Comment construire davantage de mixité sociale ?
« Depuis la rentrée nous avons visité 8 académies et une quarantaine d’établissements », explique MA Grard. Et nous avons vu des réalisations remarquables ». Elle cite des écoles du Morbihan qui réussissent à redonner le goût des études avec des ateliers basés sur les intelligences multiples. « Les élèves travaillent en coopération. Leur implication est beaucoup plus grande » dans des ateliers qui travaillent les maths et le français. Dans des écoles de La Ciotat elle a vu comment les enseignants s’appuient sur les idées de Freinet. « Un élève m’a dit : « dans l’école « tradi » les professeurs pourraient parler aux murs. Ici ils ne peuvent aps : on pose trop de questions ».
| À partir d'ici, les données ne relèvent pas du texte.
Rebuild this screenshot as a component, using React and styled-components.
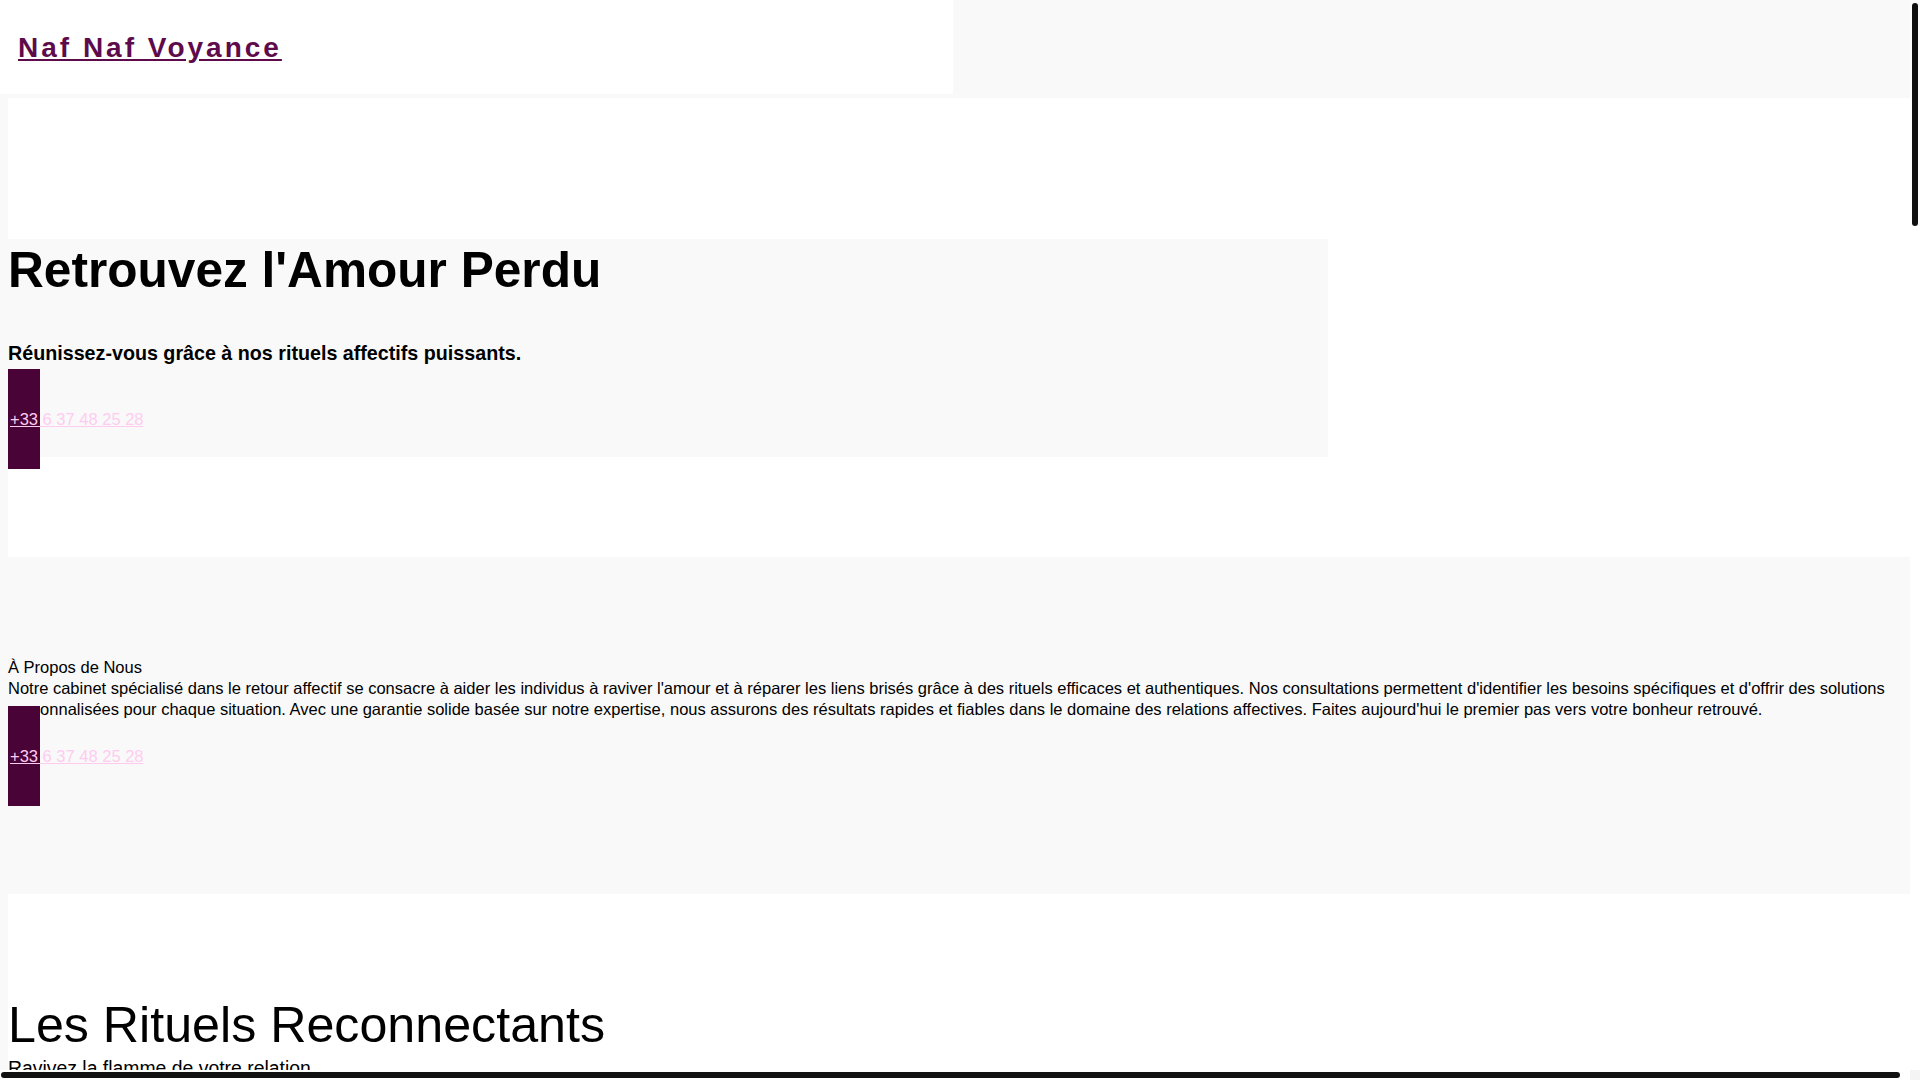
import React from 'react'
import styled, { createGlobalStyle } from 'styled-components'

const GlobalStyle = createGlobalStyle`
  html {
    background: #f9f9f9;
  }
  body {
    margin: 0;
    background: #f9f9f9;
    color: #000;
    font-family: "Liberation Sans", Arial, sans-serif;
  }
`

const Page = styled.div`
  width: calc(100vw - 10px);
`

const Header = styled.header`
  box-sizing: border-box;
  width: calc(50% - 2px);
  background: #fff;
  padding: 32px 18px 30px;
  margin-bottom: 4px;
  font-size: 28px;
  line-height: 32px;
`

const Logo = styled.a`
  font-weight: 700;
  letter-spacing: 3px;
  color: #5e0b4c;
  text-decoration: underline;
`

const Section = styled.section`
  display: flow-root;
  width: 100%;
  margin-left: 8px;
  background: ${p => (p.$tone === 'gray' ? '#f9f9f9' : '#fff')};
  padding: ${p => p.$pad || '100px 0'};
`

const Hero = styled.div`
  display: flow-root;
  max-width: 1320px;
  background: #f9f9f9;
`

const Title = styled.h1`
  margin: 0;
  font-size: 49.6px;
  font-weight: 700;
  line-height: 62px;
`

const Lead = styled.p`
  margin: 41px 0 0;
  font-size: 19.7px;
  font-weight: 700;
  line-height: 23px;
`

const Cta = styled.a`
  position: relative;
  display: block;
  box-sizing: border-box;
  width: 32px;
  height: 100px;
  padding-left: 2px;
  margin-top: ${p => p.$top}px;
  margin-bottom: -12px;
  background: #4a0336;
  color: #ffccf0;
  font-size: 16.5px;
  line-height: 100px;
  white-space: nowrap;
  text-decoration: underline;
`

const SmallHeading = styled.h2`
  margin: 0;
  font-size: 16.5px;
  font-weight: 400;
  line-height: 20.8px;
`

const Text = styled.p`
  margin: ${p => p.$top || 0}px 0 0;
  font-size: 16.5px;
  line-height: 20.8px;
`

const BigHeading = styled.h2`
  margin: 0;
  font-size: 50.2px;
  font-weight: 400;
  line-height: 57px;
`

const Sub = styled.p`
  margin: 3px 0 0;
  font-size: 19.4px;
  line-height: 22px;
`

const Cards = styled.div`
  display: grid;
  grid-template-columns: repeat(3, 1fr);
  gap: 24px;
  max-width: 1320px;
  margin-top: 60px;
`

const Card = styled.article`
  background: #f9f9f9;
  padding: 32px 24px;
  min-height: 220px;
`

const CardTitle = styled.h3`
  margin: 0 0 12px;
  font-size: 24px;
  color: #4a0336;
`

const List = styled.ul`
  margin: 24px 0 0;
  padding-left: 20px;
  font-size: 16.5px;
  line-height: 28px;
`

const Quote = styled.blockquote`
  margin: 32px 0 0;
  max-width: 900px;
  font-size: 18px;
  line-height: 28px;
  font-style: italic;
`

const Author = styled.p`
  margin: 8px 0 0;
  font-size: 15px;
  color: #5e0b4c;
`

const Footer = styled.footer`
  margin-left: 8px;
  padding: 40px 0;
  background: #4a0336;
  color: #ffccf0;
  font-size: 14px;
  text-align: center;
`

/* drawn scrollbars, as in the screenshot */
const VTrack = styled.div`
  position: fixed;
  top: 0;
  right: 0;
  width: 10px;
  height: calc(100vh - 10px);
  background: #fff;
`

const VThumb = styled.div`
  width: 6px;
  height: 223px;
  margin: 3px 0 0 2px;
  border-radius: 3px;
  background: #111;
`

const HTrack = styled.div`
  position: fixed;
  left: 0;
  bottom: 0;
  display: flex;
  width: 100vw;
  height: 10px;
`

const HBar = styled.div`
  flex: 1;
  background: #fff;
  padding: 2px 0 2px 1px;
`

const HThumb = styled.div`
  width: 1899px;
  height: 6px;
  border-radius: 3px;
  background: #111;
`

const Corner = styled.div`
  width: 10px;
  background: #f4f4f4;
`

const rituals = [
  ['Rituel du Retour', "Un rituel affectif pour faire revenir l'être aimé et renouer le dialogue."],
  ['Rituel de Réconciliation', 'Apaisez les tensions et retrouvez la complicité des premiers jours.'],
  ['Rituel de Fidélité', 'Renforcez le lien qui vous unit et protégez votre couple durablement.'],
]

const quotes = [
  ["Mon compagnon est revenu après trois semaines. Je ne pensais plus que c'était possible.", 'Sophie, Lyon'],
  ['Une écoute sincère et des résultats rapides. Merci pour votre aide précieuse.', 'Karim, Marseille'],
  ['Nous avons retrouvé notre complicité, notre relation est plus forte que jamais.', 'Julie, Paris'],
]

export default function App() {
  return (
    <Page>
      <GlobalStyle />
      <Header>
        <Logo href="#">Naf Naf Voyance</Logo>
      </Header>

      <Section $pad="141px 0 100px">
        <Hero>
          <Title>Retrouvez l'Amour Perdu</Title>
          <Lead>Réunissez-vous grâce à nos rituels affectifs puissants.</Lead>
          <Cta href="#" $top={4}>+33 6 37 48 25 28</Cta>
        </Hero>
      </Section>

      <Section $tone="gray">
        <SmallHeading>À Propos de Nous</SmallHeading>
        <Text>
          Notre cabinet spécialisé dans le retour affectif se consacre à aider les individus à raviver l'amour et à
          réparer les liens brisés grâce à des rituels efficaces et authentiques. Nos consultations permettent
          d'identifier les besoins spécifiques et d'offrir des solutions personnalisées pour chaque situation. Avec une
          garantie solide basée sur notre expertise, nous assurons des résultats rapides et fiables dans le domaine des
          relations affectives. Faites aujourd'hui le premier pas vers votre bonheur retrouvé.
        </Text>
        <Cta href="#" $top={-13}>+33 6 37 48 25 28</Cta>
      </Section>

      <Section $pad="103px 0 100px">
        <BigHeading>Les Rituels Reconnectants</BigHeading>
        <Sub>Ravivez la flamme de votre relation</Sub>
        <Cta href="#" $top={-8}>+33 6 37 48 25 28</Cta>
        <Cards>
          {rituals.map(([t, d]) => (
            <Card key={t}>
              <CardTitle>{t}</CardTitle>
              <Text>{d}</Text>
            </Card>
          ))}
        </Cards>
      </Section>

      <Section $tone="gray">
        <BigHeading>Pourquoi Nous Choisir</BigHeading>
        <Sub>Une expertise reconnue au service de votre bonheur</Sub>
        <List>
          <li>Consultations confidentielles et personnalisées</li>
          <li>Rituels authentiques transmis de génération en génération</li>
          <li>Résultats rapides et durables</li>
          <li>Accompagnement avant, pendant et après le rituel</li>
          <li>Disponibilité 7 jours sur 7</li>
        </List>
        <Cta href="#" $top={40}>+33 6 37 48 25 28</Cta>
      </Section>

      <Section>
        <BigHeading>Témoignages</BigHeading>
        <Sub>Ils ont retrouvé l'amour</Sub>
        {quotes.map(([q, a]) => (
          <div key={a}>
            <Quote>« {q} »</Quote>
            <Author>{a}</Author>
          </div>
        ))}
      </Section>

      <Section $tone="gray" $pad="100px 0 520px">
        <BigHeading>Contactez-Nous</BigHeading>
        <Sub>Appelez-nous dès aujourd'hui pour une consultation</Sub>
        <Text $top={24}>Disponible du lundi au dimanche, de 9h à 21h.</Text>
        <Cta href="#" $top={40}>+33 6 37 48 25 28</Cta>
      </Section>

      <Footer>© Naf Naf Voyance — Tous droits réservés</Footer>

      <VTrack>
        <VThumb />
      </VTrack>
      <HTrack>
        <HBar>
          <HThumb />
        </HBar>
        <Corner />
      </HTrack>
    </Page>
  )
}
L’objectif c’est aussi de réfléchir sur la mixité sociale à l’école. « On travaille avec les associations de parents pour qu’elles apprennent à leurs membres ce que sont les parents des familles pauvres. Sur ce terrain l’Apel est en avance. Elle propose déjà un guide. Il y a aussi les communes qui refusent de scolariser des enfants, Roms ou gens du voyage. Une situation inadmissible ».
« Il faut que les Français comprennent que la mixité sociale à l’école c’est leur intérêt », continue MA Grard. « Non seulement les enfants favorisés ne vont pas voir baisser leur niveau mais ils vont apprendre des choses utiles pour leur avenir ». Pour cela il faut un gros travail qui passe par la découverte des familles populaires. « Les parents ne les connaissent pas. Mais les enseignants non plus. Ils découvrent tardivement ces familles. Et ils font des erreurs. Pourtant, elles sont si attachées à l’Ecole et elles y mettent tellement d’espoir », dit MA Grard. « Elles veulent que leurs enfants réussissent à l’école. Or elles observent les progrès de la médicalisation dans les réponses de l’institution scolaire. On pousse vers le handicap les enfants à qui on ne sait pas enseigner ».
Des recommandations à la mi mai
La section éducation du CESE devrait publier son rapport vers la mi mai, au même moment que le rapport Delahaye sur la grande pauvreté. « On fera des préconisations », promet AM Grard. « On demandera une formation pour les enseignants à l’accueil des enfants des familles défavorisées. Il faudra aussi qu’ils apprennent comment dialoguer avec els familles du milieu populaire. Quand l’élève voit que le srelations sont bonnes entre l’école et la maison alors tout va bien. On demandera aussi un cadrage pédagogique. Toutes les pédagogies ne se valent pas », dit MA Grard. Les préconisations devraient aller dans le sens du référentiel de l’éducation prioritaire ». Elle verrait bien une formation des enseignants aux pratiques de l’école Montessori. « »Montessori apprend aux enseignants à se positionner devant les élèves », dit-elle. « Il va falloir aussi apprendre aux enseignants à faire de l’analyse de pratiques ». Toutes ces recommandations devraient être publiées avec le rapport que prépare JP Delahaye.
Soutenu par le Cese et le ministère, ATD arrivera-t-il à percer les murailles de l’indifférence ? La persistance de 150 000 sorties sans qualification chaque année, la masterisation qui éloigne les futurs enseignants des classes populaires, la ségrégation urbaine, tout cela donne à penser qu’il y faudra beaucoup de foi. Mais le mot ne fait pas peur à ATD quart Monde.